◆ **Exercise**:
Write the data below out exactly as it stands. Do not include the pictures.

◆ **Raw data**:
* * * *

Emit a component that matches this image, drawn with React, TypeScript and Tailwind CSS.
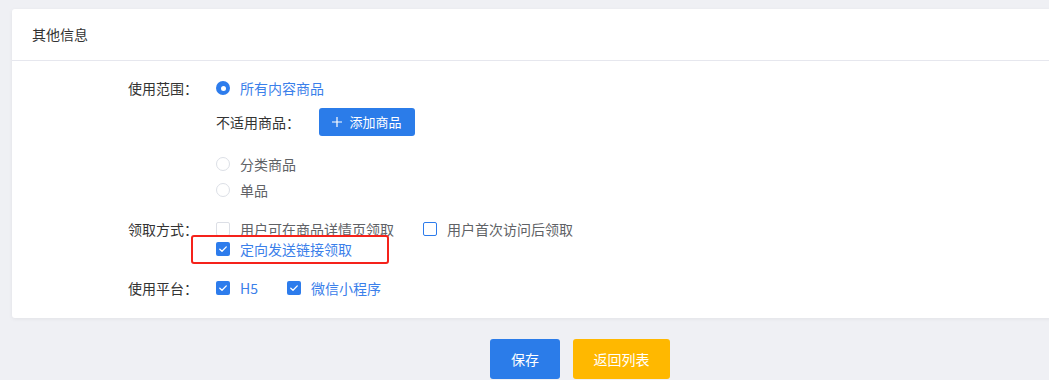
import React from 'react';

const font = { fontFamily: '"Noto Sans CJK SC", "Noto Sans", sans-serif' };

const Radio: React.FC<{ checked?: boolean; label: string }> = ({ checked, label }) => (
  <div className="flex items-center h-5">
    {checked ? (
      <span className="w-[14px] h-[14px] rounded-full bg-[#2d7cec] flex items-center justify-center">
        <span className="w-[5px] h-[5px] rounded-full bg-white" />
      </span>
    ) : (
      <span className="w-[14px] h-[14px] rounded-full border border-[#dcdfe6] bg-white" />
    )}
    <span className={`ml-[10px] ${checked ? 'text-[#3b80ea]' : 'text-[#606266]'}`}>{label}</span>
  </div>
);

const Check: React.FC<{ checked?: boolean; focus?: boolean; label: string; className?: string }> = ({
  checked,
  focus,
  label,
  className = '',
}) => (
  <div className={`flex items-center h-5 ${className}`}>
    {checked ? (
      <span className="w-[14px] h-[14px] rounded-[2px] bg-[#2d7cec] flex items-center justify-center">
        <svg viewBox="0 0 14 14" className="w-[14px] h-[14px]" fill="none">
          <path d="M3.8 7.2 L6 9.3 L10.3 4.9" stroke="white" strokeWidth="1.3" strokeLinecap="round" strokeLinejoin="round" />
        </svg>
      </span>
    ) : (
      <span
        className={`w-[14px] h-[14px] rounded-[2px] bg-white ${
          focus ? 'border-[1.5px] border-[#2d7cec]' : 'border border-[#dcdfe6]'
        }`}
      />
    )}
    <span className={`ml-[10px] ${checked ? 'text-[#3b80ea]' : 'text-[#606266]'}`}>{label}</span>
  </div>
);

const Label: React.FC<{ text: string }> = ({ text }) => (
  <div className="w-[186px] shrink-0 h-5 flex items-center justify-end text-[#333]">{text}</div>
);

export default function App() {
  return (
    <div className="w-full h-[380px] overflow-hidden bg-[#eff0f4] text-[14px]" style={font}>
      <div className="w-[1160px] pt-[9px]">
        {/* Card */}
        <div className="relative ml-3 w-[1136px] bg-white rounded-[3px] shadow-[0_1px_4px_rgba(0,0,0,0.06)]">
          <div className="h-[52px] pl-5 flex items-center border-b border-[#e6e7ee] text-[14px] text-[#333]">
            其他信息
          </div>

          <div className="pt-[17px] pb-5">
            {/* 使用范围 */}
            <div className="flex">
              <Label text="使用范围：" />
              <div className="ml-[18px] flex flex-col">
                <Radio checked label="所有内容商品" />
                <div className="mt-[10px] flex items-center h-7">
                  <span className="text-[#333] w-[103px]">不适用商品：</span>
                  <button className="h-7 w-24 rounded-[3px] bg-[#2b7ce9] text-white text-[13px] flex items-center justify-center gap-[7px]">
                    <svg viewBox="0 0 10 10" className="w-[10px] h-[10px]" fill="none">
                      <path d="M5 0 V10 M0 5 H10" stroke="white" strokeWidth="1.2" />
                    </svg>
                    添加商品
                  </button>
                </div>
                <div className="mt-[18px] flex flex-col gap-[6px]">
                  <Radio label="分类商品" />
                  <Radio label="单品" />
                </div>
              </div>
            </div>

            {/* 领取方式 */}
            <div className="flex mt-[19px]">
              <Label text="领取方式：" />
              <div className="ml-[18px] flex flex-col">
                <div className="flex">
                  <Check label="用户可在商品详情页领取" />
                  <Check focus label="用户首次访问后领取" className="ml-[29px]" />
                </div>
                <Check checked label="定向发送链接领取" />
              </div>
            </div>

            {/* 使用平台 */}
            <div className="flex mt-[19px]">
              <Label text="使用平台：" />
              <div className="ml-[18px] flex">
                <Check checked label="H5" />
                <Check checked label="微信小程序" className="ml-[29px]" />
              </div>
            </div>
          </div>

          {/* annotation */}
          <div className="absolute left-[179px] top-[226px] w-[198px] h-[29px] border-2 border-[#f5221b] rounded-[3px]" />
        </div>

        {/* Footer buttons */}
        <div className="flex justify-center gap-[13px] mt-[21px]">
          <button className="w-[70px] h-10 rounded-[3px] bg-[#2b7ce9] text-white text-[14px]">保存</button>
          <button className="w-[97px] h-10 rounded-[3px] bg-[#ffb800] text-white text-[14px]">返回列表</button>
        </div>
      </div>
    </div>
  );
}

* * * *

◆ **The result**:
Emit a component that matches this image, drawn with React, TypeScript and Tailwind CSS.
import React from 'react';

const font = { fontFamily: '"Noto Sans CJK SC", "Noto Sans", sans-serif' };

const Radio: React.FC<{ checked?: boolean; label: string }> = ({ checked, label }) => (
  <div className="flex items-center h-5">
    {checked ? (
      <span className="w-[14px] h-[14px] rounded-full bg-[#2d7cec] flex items-center justify-center">
        <span className="w-[5px] h-[5px] rounded-full bg-white" />
      </span>
    ) : (
      <span className="w-[14px] h-[14px] rounded-full border border-[#dcdfe6] bg-white" />
    )}
    <span className={`ml-[10px] ${checked ? 'text-[#3b80ea]' : 'text-[#606266]'}`}>{label}</span>
  </div>
);

const Check: React.FC<{ checked?: boolean; focus?: boolean; label: string; className?: string }> = ({
  checked,
  focus,
  label,
  className = '',
}) => (
  <div className={`flex items-center h-5 ${className}`}>
    {checked ? (
      <span className="w-[14px] h-[14px] rounded-[2px] bg-[#2d7cec] flex items-center justify-center">
        <svg viewBox="0 0 14 14" className="w-[14px] h-[14px]" fill="none">
          <path d="M3.8 7.2 L6 9.3 L10.3 4.9" stroke="white" strokeWidth="1.3" strokeLinecap="round" strokeLinejoin="round" />
        </svg>
      </span>
    ) : (
      <span
        className={`w-[14px] h-[14px] rounded-[2px] bg-white ${
          focus ? 'border-[1.5px] border-[#2d7cec]' : 'border border-[#dcdfe6]'
        }`}
      />
    )}
    <span className={`ml-[10px] ${checked ? 'text-[#3b80ea]' : 'text-[#606266]'}`}>{label}</span>
  </div>
);

const Label: React.FC<{ text: string }> = ({ text }) => (
  <div className="w-[186px] shrink-0 h-5 flex items-center justify-end text-[#333]">{text}</div>
);

export default function App() {
  return (
    <div className="w-full h-[380px] overflow-hidden bg-[#eff0f4] text-[14px]" style={font}>
      <div className="w-[1160px] pt-[9px]">
        {/* Card */}
        <div className="relative ml-3 w-[1136px] bg-white rounded-[3px] shadow-[0_1px_4px_rgba(0,0,0,0.06)]">
          <div className="h-[52px] pl-5 flex items-center border-b border-[#e6e7ee] text-[14px] text-[#333]">
            其他信息
          </div>

          <div className="pt-[17px] pb-5">
            {/* 使用范围 */}
            <div className="flex">
              <Label text="使用范围：" />
              <div className="ml-[18px] flex flex-col">
                <Radio checked label="所有内容商品" />
                <div className="mt-[10px] flex items-center h-7">
                  <span className="text-[#333] w-[103px]">不适用商品：</span>
                  <button className="h-7 w-24 rounded-[3px] bg-[#2b7ce9] text-white text-[13px] flex items-center justify-center gap-[7px]">
                    <svg viewBox="0 0 10 10" className="w-[10px] h-[10px]" fill="none">
                      <path d="M5 0 V10 M0 5 H10" stroke="white" strokeWidth="1.2" />
                    </svg>
                    添加商品
                  </button>
                </div>
                <div className="mt-[18px] flex flex-col gap-[6px]">
                  <Radio label="分类商品" />
                  <Radio label="单品" />
                </div>
              </div>
            </div>

            {/* 领取方式 */}
            <div className="flex mt-[19px]">
              <Label text="领取方式：" />
              <div className="ml-[18px] flex flex-col">
                <div className="flex">
                  <Check label="用户可在商品详情页领取" />
                  <Check focus label="用户首次访问后领取" className="ml-[29px]" />
                </div>
                <Check checked label="定向发送链接领取" />
              </div>
            </div>

            {/* 使用平台 */}
            <div className="flex mt-[19px]">
              <Label text="使用平台：" />
              <div className="ml-[18px] flex">
                <Check checked label="H5" />
                <Check checked label="微信小程序" className="ml-[29px]" />
              </div>
            </div>
          </div>

          {/* annotation */}
          <div className="absolute left-[179px] top-[226px] w-[198px] h-[29px] border-2 border-[#f5221b] rounded-[3px]" />
        </div>

        {/* Footer buttons */}
        <div className="flex justify-center gap-[13px] mt-[21px]">
          <button className="w-[70px] h-10 rounded-[3px] bg-[#2b7ce9] text-white text-[14px]">保存</button>
          <button className="w-[97px] h-10 rounded-[3px] bg-[#ffb800] text-white text-[14px]">返回列表</button>
        </div>
      </div>
    </div>
  );
}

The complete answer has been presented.